Even if you limit yourself to eternal damnation promising religions, you still need to decide which brand of Christianity/Islam is true.
If religion A is true, that implies that religion A’s god exists and acts in a way consistent with the tenets of that religion. This implies that all of humanity should have strong and very believable evidence for Religion A over all other religions. But we have a large amount of religions that describe god and gods acting in very different ways. This is either evidence that all the religions are relatively false, that god is inconsistent, or that we have multiple gods who are of course free to contradict one another.

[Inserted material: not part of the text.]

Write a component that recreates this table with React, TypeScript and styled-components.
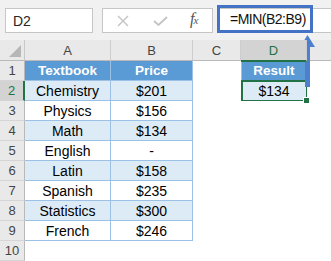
import { FunctionComponent } from 'react'
import styled, { createGlobalStyle, css } from 'styled-components'

const GlobalStyle = createGlobalStyle`
    html, body {
        margin: 0;
        padding: 0;
        background: #fff;
    }
    * {
        box-sizing: border-box;
    }
`

const rows: [string, string][] = [
    ['Textbook', 'Price'],
    ['Chemistry', '$201'],
    ['Physics', '$156'],
    ['Math', '$134'],
    ['English', '-'],
    ['Latin', '$158'],
    ['Spanish', '$235'],
    ['Statistics', '$300'],
    ['French', '$246'],
]

const columns = ['A', 'B', 'C', 'D', '']

type Fill = 'head' | 'light' | 'plain' | 'none'

const fillFor = (rowIdx: number): Fill => {
    if (rowIdx === 0) return 'head'
    return rowIdx % 2 === 1 ? 'light' : 'plain'
}

const App: FunctionComponent = () => {
    return (
        <Page>
            <GlobalStyle />
            <FormulaBar>
                <NameBox>D2</NameBox>
                <ButtonsBox>
                    <BarIcon viewBox="0 0 12 12" width={12} height={12}>
                        <path d="M1 1 L11 11 M11 1 L1 11" stroke="#c3c3c3" strokeWidth="1.4" fill="none" />
                    </BarIcon>
                    <BarIcon viewBox="0 0 15 10" width={15} height={10}>
                        <path d="M1 5 L5.5 9 L14 1" stroke="#c3c3c3" strokeWidth="1.8" fill="none" />
                    </BarIcon>
                    <Fx>
                        f<small>x</small>
                    </Fx>
                </ButtonsBox>
                <FormulaInput>
                    <FormulaHighlight>=MIN(B2:B9)</FormulaHighlight>
                </FormulaInput>
            </FormulaBar>

            <Sheet>
                <Corner />
                {columns.map((col, idx) => (
                    <ColHeader key={idx} $selected={col === 'D'} $last={col === ''}>
                        {col}
                    </ColHeader>
                ))}

                {rows.map(([name, price], idx) => (
                    <Row key={idx}>
                        <RowHeader $selected={idx === 1}>{idx + 1}</RowHeader>
                        <Cell $fill={fillFor(idx)}>{name}</Cell>
                        <Cell $fill={fillFor(idx)}>{price}</Cell>
                        <Cell $fill="none" />
                        {idx === 0 && <Cell $fill="head" $boxLeft>Result</Cell>}
                        {idx === 1 && <Cell $fill="light" $boxLeft $selected>$134</Cell>}
                        {idx > 1 && <Cell $fill="none" />}
                        <Cell $fill="none" />
                    </Row>
                ))}
                <Row>
                    <RowHeader>10</RowHeader>
                    <Cell $fill="none" />
                    <Cell $fill="none" />
                    <Cell $fill="none" />
                    <Cell $fill="none" />
                    <Cell $fill="none" />
                </Row>
            </Sheet>

            <Arrow viewBox="0 0 17 52" width={17} height={52}>
                <polygon points="8.5,0 16,12 1,12" fill="#4e7fcf" />
                <rect x="6" y="11" width="5" height="41" fill="#4e7fcf" />
            </Arrow>
        </Page>
    )
}

export default App

const Page = styled.div`
    position: relative;
    width: 331px;
    height: 261px;
    overflow: hidden;
    background: #fff;
    font-family: 'Liberation Sans', Arial, sans-serif;
`

const FormulaBar = styled.div`
    display: flex;
    align-items: flex-start;
    height: 40px;
    padding: 8px 0 0 5px;
    background: #f1f1f1;
`

const NameBox = styled.div`
    width: 88px;
    height: 25px;
    padding: 0 0 0 7px;
    display: flex;
    align-items: center;
    background: #fff;
    border: 1px solid #c6c6c6;
    font-size: 14px;
    color: #262626;
`

const ButtonsBox = styled.div`
    width: 111px;
    height: 25px;
    margin-left: 9px;
    display: flex;
    align-items: center;
    padding: 0 0 0 14px;
    background: #fff;
    border: 1px solid #c6c6c6;
`

const BarIcon = styled.svg`
    display: block;
    &:first-child {
        margin-right: 24px;
    }
    &:nth-child(2) {
        margin-right: 22px;
    }
`

const Fx = styled.span`
    font-family: 'Liberation Serif', 'Times New Roman', serif;
    font-style: italic;
    font-size: 16px;
    color: #555;
    letter-spacing: -1px;
    margin-top: -3px;

    small {
        font-size: 11px;
    }
`

const FormulaInput = styled.div`
    flex: 1;
    height: 25px;
    margin-left: 4px;
    display: flex;
    background: #fff;
    border: 1px solid #c6c6c6;
    border-right: none;
`

const FormulaHighlight = styled.div`
    width: 96px;
    height: 28px;
    margin: -4px 0 0 -1px;
    padding: 0 0 1px 10px;
    display: flex;
    align-items: center;
    border: 3px solid #4472c4;
    font-size: 14px;
    letter-spacing: -0.5px;
    color: #111;
`

const Sheet = styled.div`
    display: grid;
    grid-template-columns: 25px 86px 82px 48px 66px 1fr;
    grid-template-rows: 21px;
    grid-auto-rows: 20px;
    background: #fff;
`

const Row = styled.div`
    display: contents;
`

const Corner = styled.div`
    position: relative;
    background: #e9e9e9;
    border-right: 1px solid #c8c8c8;
    border-bottom: 1px solid #b9b9b9;

    &::after {
        content: '';
        position: absolute;
        right: 3px;
        bottom: 3px;
        border-style: solid;
        border-width: 0 0 12px 12px;
        border-color: transparent transparent #b7b7b7 transparent;
    }
`

const headerText = css`
    display: flex;
    align-items: center;
    justify-content: center;
    font-size: 13px;
    color: #444;
`

const ColHeader = styled.div<{ $selected?: boolean; $last?: boolean }>`
    ${headerText}
    background: ${({ $selected }) => ($selected ? '#d3d3d3' : '#e9e9e9')};
    border-right: ${({ $last }) => ($last ? 'none' : '1px solid #cdcdcd')};
    border-bottom: 1px solid #b9b9b9;
    ${({ $selected }) =>
        $selected &&
        css`
            color: #217346;
            border-bottom: 2px solid #217346;
            margin-bottom: -1px;
            z-index: 1;
        `}
`

const RowHeader = styled.div<{ $selected?: boolean }>`
    ${headerText}
    background: ${({ $selected }) => ($selected ? '#d3d3d3' : '#e9e9e9')};
    border-right: 1px solid #b9b9b9;
    border-bottom: 1px solid #d5d5d5;
    ${({ $selected }) =>
        $selected &&
        css`
            color: #217346;
            border-right: 2px solid #217346;
        `}
`

const fills: Record<Fill, string> = {
    head: '#5b9bd5',
    light: '#ddebf7',
    plain: '#fff',
    none: '#fff',
}

const Cell = styled.div<{ $fill: Fill; $boxLeft?: boolean; $selected?: boolean }>`
    position: relative;
    display: flex;
    align-items: center;
    justify-content: center;
    font-size: 14px;
    color: #000;
    background: ${({ $fill }) => fills[$fill]};
    ${({ $fill }) =>
        $fill !== 'none' &&
        css`
            border-right: 1px solid #9bc2e6;
            border-bottom: 1px solid #9bc2e6;
        `}
    ${({ $fill }) =>
        $fill === 'head' &&
        css`
            color: #fff;
            font-weight: bold;
            font-size: 13.5px;
        `}
    ${({ $boxLeft }) => $boxLeft && 'border-left: 1px solid #9bc2e6;'}
    ${({ $selected }) =>
        $selected &&
        css`
            &::after {
                content: '';
                position: absolute;
                left: -1px;
                top: -1px;
                right: -2px;
                bottom: -2px;
                border: 2px solid #217346;
            }
            &::before {
                content: '';
                position: absolute;
                right: -4px;
                bottom: -4px;
                width: 5px;
                height: 5px;
                background: #217346;
                border: 1px solid #fff;
                z-index: 2;
            }
        `}
`

const Arrow = styled.svg`
    position: absolute;
    left: 299px;
    top: 35px;
    display: block;
`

There’s a lot of evidence that religions sprout from other religions and you could semi-plausibly argue that there is a proto-religion that all modern ones are versions or corruptions of, but this doesn’t actually work to select Christianity, because we have strong evidence that many religions predate Christianity, including some of which that it appears to have borrowed myths from.
Another problem with pascal’s wager: claims about eternal rewards or punishments are not as difficult to make as they would be to make plausible. Basically: any given string of words said by a person is not plausible evidence for infinite anything because it’s far more easy to SAY infinity than to provide any other kind of evidence. This means you can’t afford to multiply utility by infinity because at any point someone can make any claim involving infinity and fuck up all your math.
I can’t speak for the other ones, but Buddhists at least don’t have a “hell” that non-believers go to when they die because Buddhists already believe that life is an eternal cycle of infinite suffering, that can only be escaped by following the tenants of their religion. Thus, rather then going to hell, non-believers just get reincarnated back into our current world, which Buddhism sees as being like unto hell.